Vienne – Par : Houcine MAIMOUNI
En plein cœur de Vienne, dans le 9ème arrondissement (19, rue Bergasse), un immeuble se fond allègrement dans l’environnement ambiant. Rien ne distingue la bâtisse blanc cassé si ce n’est une plaque : “Musée Sigmund Freud”.
Le musée, dont les travaux de rénovation ont été retardés par le Covid-19, a été inauguré dans sa nouvelle version, mercredi, en présence du président du gouvernement fédéral d’Autriche, Alexander Van der Bellen, et d’une importante délégation officielle, quoique en format réduit. Pandémie oblige !
A l’entrée, on sonne. Comme le faisaient, il y a cent ans, les patients du grand Professeur. Une fois le pas franchi, le visiteur sombre immédiatement dans une immersion à vif, comme emporté dans la pénombre d’un espace-temps d’un autre âge.
C’est ici que Freud a vécu. C’est ici qu’il a écrit et officié comme praticien pendant 47 ans, de 1891 à 1938, date à laquelle il était contraint de fuir avec sa famille le régime national-socialiste, suite à l’annexion de l’Autriche par le régime nazi.
Au fil de ces années, sa famille a vécu à différents étages. Mais c’est ici qu’il a écrit ses plus grandes œuvres (L’Interprétation du rêve, Cinq leçons sur la psychanalyse, Le Moi et le Ça, Totem et tabou, etc.). Sa célèbre Société psychologique du mercredi (le premier cercle psychanalytique de l’histoire) se retrouvait ici, dans la salle d’attente du cabinet.
“Je crois que ça n’a aucun sens de rénover quelque chose si elle ne cadre pas avec le contexte actuel”, prévient dans une déclaration à la MAP la directrice du musée Monika Pessler.
Pour réussir cette opération de rénovation, de réorganisation et d’extension du musée, a-t-elle expliqué, trois architectes viennois ont eu la merveilleuse idée de jouer sur l’espace : la superficie du bâtiment, qui couvre désormais environ 550 m2, a presque doublé.
Pour la première fois, toutes les pièces privées de la famille Freud sont accessibles y compris son “premier” cabinet situé au rez-de-chaussée supérieur.
Mieux, le bel étage est entièrement dédié à la recherche.
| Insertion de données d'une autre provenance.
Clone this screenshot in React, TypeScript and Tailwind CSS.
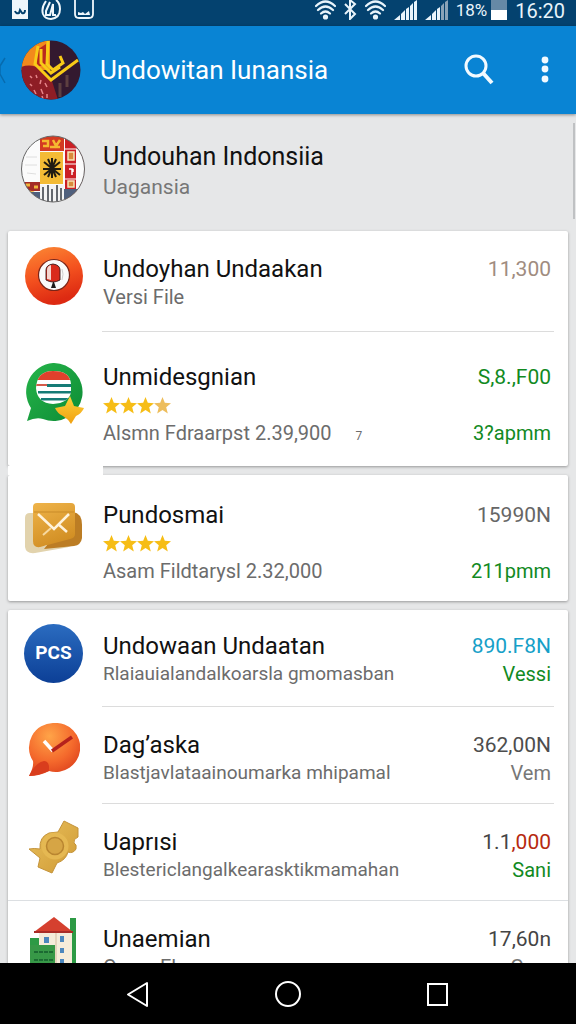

Il abrite la plus grande bibliothèque de psychanalyse d’Europe (plus de 40 000 ouvrages), ainsi que les archives du musée, qui sont équipées d’une nouvelle salle de lecture et de conférences.
L’infrastructure modernisée du musée offre des installations modernes qui incluent un guichet, une boutique du musée et un café dans le hall, alors que les salles de l’entresol, qui composaient le cabinet de Freud, présentent désormais des œuvres d’art, dont des collections d’art conceptuel.
La vie de la famille Freud est reconstituée à l’aide de photographies historiques qui livrent un aperçu de l’utilisation des pièces dont la structure est conservée à l’identique : les planchers, les portes et leurs poignées, le dressing, la cage d’escalier, la vue sur la cour arborée….
Le projet de rénovation et de restauration, qui a coûté environ 4 millions d’euros, a été financé par la ville de Vienne, le gouvernement fédéral, des donateurs privés et la Fondation Sigmund Freud, qui gère également le musée.
Depuis son ouverture en 1971, ce musée regroupe des milliers d’archives, correspondances, lettres et objets d’antiquité, dont Anna Freud, elle-même psychanalyste, a fait don à la Fondation Sigmund Freud.
Résultat : ce petit immeuble paisible et discret accueille, à lui-seul, pas moins de 100 000 visiteurs par an et “le nombre ira sans doute croissant à l’avenir”, assure Mme Pessler.
Pourquoi ? “Freud disait que nul n’est maître en sa demeure. C’est-à-dire qu’il y a tellement d’émotions refoulées dans notre inconscient, dont on ne connaît point comment elles influencent nos décisions”, explique-t-elle.
Sur la contemporanéité de la leçon de Freud, elle a soutenu que le père de la psychanalyse “a toujours été ouvert au vivre-ensemble, très respectueux des autres cultures. On a un long chemin à parcourir pour une vie civilisée avec des peuples différents, issus de divers backgrounds et cultures”.